Brief: Leaving out the pictures, retype all the material exactly.

----------

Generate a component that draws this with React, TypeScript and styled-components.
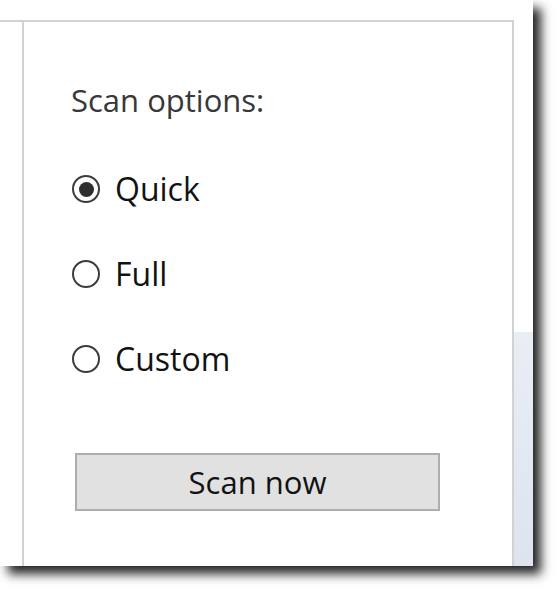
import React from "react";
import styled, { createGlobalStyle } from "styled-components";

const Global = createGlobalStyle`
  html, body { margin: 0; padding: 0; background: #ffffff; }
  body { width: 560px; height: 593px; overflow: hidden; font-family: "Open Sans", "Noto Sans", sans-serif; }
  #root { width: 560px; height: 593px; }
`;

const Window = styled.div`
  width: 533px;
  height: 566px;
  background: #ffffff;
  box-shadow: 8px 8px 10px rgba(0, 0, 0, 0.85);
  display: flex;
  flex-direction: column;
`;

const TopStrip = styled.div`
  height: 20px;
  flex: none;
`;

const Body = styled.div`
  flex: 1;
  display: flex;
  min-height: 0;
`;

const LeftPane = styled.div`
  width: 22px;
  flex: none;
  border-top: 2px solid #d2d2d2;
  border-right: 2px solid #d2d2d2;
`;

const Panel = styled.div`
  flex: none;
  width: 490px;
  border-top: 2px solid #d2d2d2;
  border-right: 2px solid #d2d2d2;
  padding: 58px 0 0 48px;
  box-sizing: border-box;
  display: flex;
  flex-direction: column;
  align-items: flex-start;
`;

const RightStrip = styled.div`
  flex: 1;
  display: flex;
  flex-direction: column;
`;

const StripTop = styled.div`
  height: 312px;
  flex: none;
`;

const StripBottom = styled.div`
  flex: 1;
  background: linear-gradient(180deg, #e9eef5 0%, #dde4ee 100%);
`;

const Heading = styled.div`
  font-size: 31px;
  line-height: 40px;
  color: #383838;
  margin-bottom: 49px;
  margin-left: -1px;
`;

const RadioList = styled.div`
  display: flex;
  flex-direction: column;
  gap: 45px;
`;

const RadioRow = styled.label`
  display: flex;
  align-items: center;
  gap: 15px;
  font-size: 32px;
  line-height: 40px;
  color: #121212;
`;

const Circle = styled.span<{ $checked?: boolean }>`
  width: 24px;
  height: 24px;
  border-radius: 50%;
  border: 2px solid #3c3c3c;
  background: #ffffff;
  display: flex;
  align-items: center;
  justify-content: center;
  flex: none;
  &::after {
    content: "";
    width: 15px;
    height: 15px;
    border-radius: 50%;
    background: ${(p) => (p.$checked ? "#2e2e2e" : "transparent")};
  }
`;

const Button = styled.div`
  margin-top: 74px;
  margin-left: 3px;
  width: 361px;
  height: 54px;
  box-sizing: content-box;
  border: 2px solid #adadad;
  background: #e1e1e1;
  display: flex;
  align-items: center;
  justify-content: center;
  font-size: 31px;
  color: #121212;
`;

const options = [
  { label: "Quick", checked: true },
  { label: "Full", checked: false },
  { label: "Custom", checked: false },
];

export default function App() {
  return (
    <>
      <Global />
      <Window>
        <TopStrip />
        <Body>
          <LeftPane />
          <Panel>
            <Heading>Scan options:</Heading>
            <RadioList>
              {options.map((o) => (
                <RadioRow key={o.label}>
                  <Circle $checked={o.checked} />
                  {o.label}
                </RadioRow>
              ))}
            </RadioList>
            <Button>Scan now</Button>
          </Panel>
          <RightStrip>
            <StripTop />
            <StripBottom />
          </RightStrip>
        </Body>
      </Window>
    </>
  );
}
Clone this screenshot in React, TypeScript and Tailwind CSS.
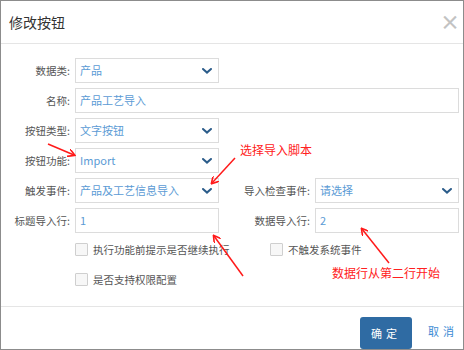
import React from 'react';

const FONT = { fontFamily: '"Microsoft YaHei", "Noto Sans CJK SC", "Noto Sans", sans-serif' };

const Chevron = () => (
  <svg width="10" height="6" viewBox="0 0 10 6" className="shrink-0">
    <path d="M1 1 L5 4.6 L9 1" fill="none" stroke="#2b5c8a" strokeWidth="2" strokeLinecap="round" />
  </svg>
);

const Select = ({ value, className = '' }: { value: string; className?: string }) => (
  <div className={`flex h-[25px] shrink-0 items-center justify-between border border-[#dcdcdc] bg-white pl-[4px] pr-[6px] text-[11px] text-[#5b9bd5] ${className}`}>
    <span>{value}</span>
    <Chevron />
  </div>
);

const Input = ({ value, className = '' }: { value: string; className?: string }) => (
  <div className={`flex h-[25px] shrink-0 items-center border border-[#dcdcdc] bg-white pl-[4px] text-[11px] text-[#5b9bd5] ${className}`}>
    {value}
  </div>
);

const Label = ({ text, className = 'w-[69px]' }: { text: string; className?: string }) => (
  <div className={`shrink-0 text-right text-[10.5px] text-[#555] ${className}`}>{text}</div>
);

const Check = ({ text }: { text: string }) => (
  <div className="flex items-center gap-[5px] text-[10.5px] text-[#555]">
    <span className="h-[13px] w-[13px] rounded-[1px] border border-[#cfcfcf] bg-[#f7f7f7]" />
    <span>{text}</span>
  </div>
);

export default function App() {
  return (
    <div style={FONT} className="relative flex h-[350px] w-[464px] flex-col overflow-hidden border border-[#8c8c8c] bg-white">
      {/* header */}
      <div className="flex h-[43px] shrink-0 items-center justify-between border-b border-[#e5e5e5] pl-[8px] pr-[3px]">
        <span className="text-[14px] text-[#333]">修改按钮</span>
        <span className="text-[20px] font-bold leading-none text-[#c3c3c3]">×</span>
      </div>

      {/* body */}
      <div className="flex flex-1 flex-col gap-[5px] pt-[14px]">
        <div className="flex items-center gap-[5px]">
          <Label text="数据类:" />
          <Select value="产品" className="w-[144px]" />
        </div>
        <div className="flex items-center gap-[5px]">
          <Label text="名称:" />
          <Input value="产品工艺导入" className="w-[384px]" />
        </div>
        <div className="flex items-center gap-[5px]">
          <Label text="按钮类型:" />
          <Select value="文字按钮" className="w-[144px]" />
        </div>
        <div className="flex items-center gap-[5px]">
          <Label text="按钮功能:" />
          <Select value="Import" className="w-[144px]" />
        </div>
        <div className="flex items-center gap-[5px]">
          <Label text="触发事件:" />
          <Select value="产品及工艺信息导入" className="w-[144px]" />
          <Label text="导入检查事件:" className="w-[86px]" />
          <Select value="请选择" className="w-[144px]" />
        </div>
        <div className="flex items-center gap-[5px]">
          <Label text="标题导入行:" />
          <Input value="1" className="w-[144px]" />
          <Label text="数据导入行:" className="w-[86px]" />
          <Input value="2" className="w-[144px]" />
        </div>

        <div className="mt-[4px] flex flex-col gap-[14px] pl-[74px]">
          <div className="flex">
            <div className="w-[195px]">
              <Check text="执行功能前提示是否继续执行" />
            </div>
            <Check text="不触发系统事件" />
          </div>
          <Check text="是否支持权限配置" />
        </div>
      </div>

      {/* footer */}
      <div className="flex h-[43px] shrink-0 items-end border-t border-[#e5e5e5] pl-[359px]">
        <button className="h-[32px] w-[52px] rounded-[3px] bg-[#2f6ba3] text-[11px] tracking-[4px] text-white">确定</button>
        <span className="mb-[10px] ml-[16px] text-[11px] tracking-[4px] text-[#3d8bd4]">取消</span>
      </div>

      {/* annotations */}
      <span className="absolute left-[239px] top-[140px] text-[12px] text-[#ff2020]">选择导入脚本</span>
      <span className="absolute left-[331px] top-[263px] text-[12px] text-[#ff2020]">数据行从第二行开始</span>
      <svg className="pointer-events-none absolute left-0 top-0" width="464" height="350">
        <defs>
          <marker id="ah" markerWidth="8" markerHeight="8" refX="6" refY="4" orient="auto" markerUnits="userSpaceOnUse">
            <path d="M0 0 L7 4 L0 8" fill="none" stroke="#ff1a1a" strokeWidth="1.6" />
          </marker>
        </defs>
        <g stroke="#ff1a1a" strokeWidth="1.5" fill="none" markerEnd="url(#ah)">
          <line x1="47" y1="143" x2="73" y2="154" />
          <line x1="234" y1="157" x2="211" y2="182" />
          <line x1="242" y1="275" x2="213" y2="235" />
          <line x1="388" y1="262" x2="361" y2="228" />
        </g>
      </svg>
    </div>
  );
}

----------

Task result:
Generate a component that draws this with React, TypeScript and styled-components.
import React from "react";
import styled, { createGlobalStyle } from "styled-components";

const Global = createGlobalStyle`
  html, body { margin: 0; padding: 0; background: #ffffff; }
  body { width: 560px; height: 593px; overflow: hidden; font-family: "Open Sans", "Noto Sans", sans-serif; }
  #root { width: 560px; height: 593px; }
`;

const Window = styled.div`
  width: 533px;
  height: 566px;
  background: #ffffff;
  box-shadow: 8px 8px 10px rgba(0, 0, 0, 0.85);
  display: flex;
  flex-direction: column;
`;

const TopStrip = styled.div`
  height: 20px;
  flex: none;
`;

const Body = styled.div`
  flex: 1;
  display: flex;
  min-height: 0;
`;

const LeftPane = styled.div`
  width: 22px;
  flex: none;
  border-top: 2px solid #d2d2d2;
  border-right: 2px solid #d2d2d2;
`;

const Panel = styled.div`
  flex: none;
  width: 490px;
  border-top: 2px solid #d2d2d2;
  border-right: 2px solid #d2d2d2;
  padding: 58px 0 0 48px;
  box-sizing: border-box;
  display: flex;
  flex-direction: column;
  align-items: flex-start;
`;

const RightStrip = styled.div`
  flex: 1;
  display: flex;
  flex-direction: column;
`;

const StripTop = styled.div`
  height: 312px;
  flex: none;
`;

const StripBottom = styled.div`
  flex: 1;
  background: linear-gradient(180deg, #e9eef5 0%, #dde4ee 100%);
`;

const Heading = styled.div`
  font-size: 31px;
  line-height: 40px;
  color: #383838;
  margin-bottom: 49px;
  margin-left: -1px;
`;

const RadioList = styled.div`
  display: flex;
  flex-direction: column;
  gap: 45px;
`;

const RadioRow = styled.label`
  display: flex;
  align-items: center;
  gap: 15px;
  font-size: 32px;
  line-height: 40px;
  color: #121212;
`;

const Circle = styled.span<{ $checked?: boolean }>`
  width: 24px;
  height: 24px;
  border-radius: 50%;
  border: 2px solid #3c3c3c;
  background: #ffffff;
  display: flex;
  align-items: center;
  justify-content: center;
  flex: none;
  &::after {
    content: "";
    width: 15px;
    height: 15px;
    border-radius: 50%;
    background: ${(p) => (p.$checked ? "#2e2e2e" : "transparent")};
  }
`;

const Button = styled.div`
  margin-top: 74px;
  margin-left: 3px;
  width: 361px;
  height: 54px;
  box-sizing: content-box;
  border: 2px solid #adadad;
  background: #e1e1e1;
  display: flex;
  align-items: center;
  justify-content: center;
  font-size: 31px;
  color: #121212;
`;

const options = [
  { label: "Quick", checked: true },
  { label: "Full", checked: false },
  { label: "Custom", checked: false },
];

export default function App() {
  return (
    <>
      <Global />
      <Window>
        <TopStrip />
        <Body>
          <LeftPane />
          <Panel>
            <Heading>Scan options:</Heading>
            <RadioList>
              {options.map((o) => (
                <RadioRow key={o.label}>
                  <Circle $checked={o.checked} />
                  {o.label}
                </RadioRow>
              ))}
            </RadioList>
            <Button>Scan now</Button>
          </Panel>
          <RightStrip>
            <StripTop />
            <StripBottom />
          </RightStrip>
        </Body>
      </Window>
    </>
  );
}
Clone this screenshot in React, TypeScript and Tailwind CSS.
import React from 'react';

const FONT = { fontFamily: '"Microsoft YaHei", "Noto Sans CJK SC", "Noto Sans", sans-serif' };

const Chevron = () => (
  <svg width="10" height="6" viewBox="0 0 10 6" className="shrink-0">
    <path d="M1 1 L5 4.6 L9 1" fill="none" stroke="#2b5c8a" strokeWidth="2" strokeLinecap="round" />
  </svg>
);

const Select = ({ value, className = '' }: { value: string; className?: string }) => (
  <div className={`flex h-[25px] shrink-0 items-center justify-between border border-[#dcdcdc] bg-white pl-[4px] pr-[6px] text-[11px] text-[#5b9bd5] ${className}`}>
    <span>{value}</span>
    <Chevron />
  </div>
);

const Input = ({ value, className = '' }: { value: string; className?: string }) => (
  <div className={`flex h-[25px] shrink-0 items-center border border-[#dcdcdc] bg-white pl-[4px] text-[11px] text-[#5b9bd5] ${className}`}>
    {value}
  </div>
);

const Label = ({ text, className = 'w-[69px]' }: { text: string; className?: string }) => (
  <div className={`shrink-0 text-right text-[10.5px] text-[#555] ${className}`}>{text}</div>
);

const Check = ({ text }: { text: string }) => (
  <div className="flex items-center gap-[5px] text-[10.5px] text-[#555]">
    <span className="h-[13px] w-[13px] rounded-[1px] border border-[#cfcfcf] bg-[#f7f7f7]" />
    <span>{text}</span>
  </div>
);

export default function App() {
  return (
    <div style={FONT} className="relative flex h-[350px] w-[464px] flex-col overflow-hidden border border-[#8c8c8c] bg-white">
      {/* header */}
      <div className="flex h-[43px] shrink-0 items-center justify-between border-b border-[#e5e5e5] pl-[8px] pr-[3px]">
        <span className="text-[14px] text-[#333]">修改按钮</span>
        <span className="text-[20px] font-bold leading-none text-[#c3c3c3]">×</span>
      </div>

      {/* body */}
      <div className="flex flex-1 flex-col gap-[5px] pt-[14px]">
        <div className="flex items-center gap-[5px]">
          <Label text="数据类:" />
          <Select value="产品" className="w-[144px]" />
        </div>
        <div className="flex items-center gap-[5px]">
          <Label text="名称:" />
          <Input value="产品工艺导入" className="w-[384px]" />
        </div>
        <div className="flex items-center gap-[5px]">
          <Label text="按钮类型:" />
          <Select value="文字按钮" className="w-[144px]" />
        </div>
        <div className="flex items-center gap-[5px]">
          <Label text="按钮功能:" />
          <Select value="Import" className="w-[144px]" />
        </div>
        <div className="flex items-center gap-[5px]">
          <Label text="触发事件:" />
          <Select value="产品及工艺信息导入" className="w-[144px]" />
          <Label text="导入检查事件:" className="w-[86px]" />
          <Select value="请选择" className="w-[144px]" />
        </div>
        <div className="flex items-center gap-[5px]">
          <Label text="标题导入行:" />
          <Input value="1" className="w-[144px]" />
          <Label text="数据导入行:" className="w-[86px]" />
          <Input value="2" className="w-[144px]" />
        </div>

        <div className="mt-[4px] flex flex-col gap-[14px] pl-[74px]">
          <div className="flex">
            <div className="w-[195px]">
              <Check text="执行功能前提示是否继续执行" />
            </div>
            <Check text="不触发系统事件" />
          </div>
          <Check text="是否支持权限配置" />
        </div>
      </div>

      {/* footer */}
      <div className="flex h-[43px] shrink-0 items-end border-t border-[#e5e5e5] pl-[359px]">
        <button className="h-[32px] w-[52px] rounded-[3px] bg-[#2f6ba3] text-[11px] tracking-[4px] text-white">确定</button>
        <span className="mb-[10px] ml-[16px] text-[11px] tracking-[4px] text-[#3d8bd4]">取消</span>
      </div>

      {/* annotations */}
      <span className="absolute left-[239px] top-[140px] text-[12px] text-[#ff2020]">选择导入脚本</span>
      <span className="absolute left-[331px] top-[263px] text-[12px] text-[#ff2020]">数据行从第二行开始</span>
      <svg className="pointer-events-none absolute left-0 top-0" width="464" height="350">
        <defs>
          <marker id="ah" markerWidth="8" markerHeight="8" refX="6" refY="4" orient="auto" markerUnits="userSpaceOnUse">
            <path d="M0 0 L7 4 L0 8" fill="none" stroke="#ff1a1a" strokeWidth="1.6" />
          </marker>
        </defs>
        <g stroke="#ff1a1a" strokeWidth="1.5" fill="none" markerEnd="url(#ah)">
          <line x1="47" y1="143" x2="73" y2="154" />
          <line x1="234" y1="157" x2="211" y2="182" />
          <line x1="242" y1="275" x2="213" y2="235" />
          <line x1="388" y1="262" x2="361" y2="228" />
        </g>
      </svg>
    </div>
  );
}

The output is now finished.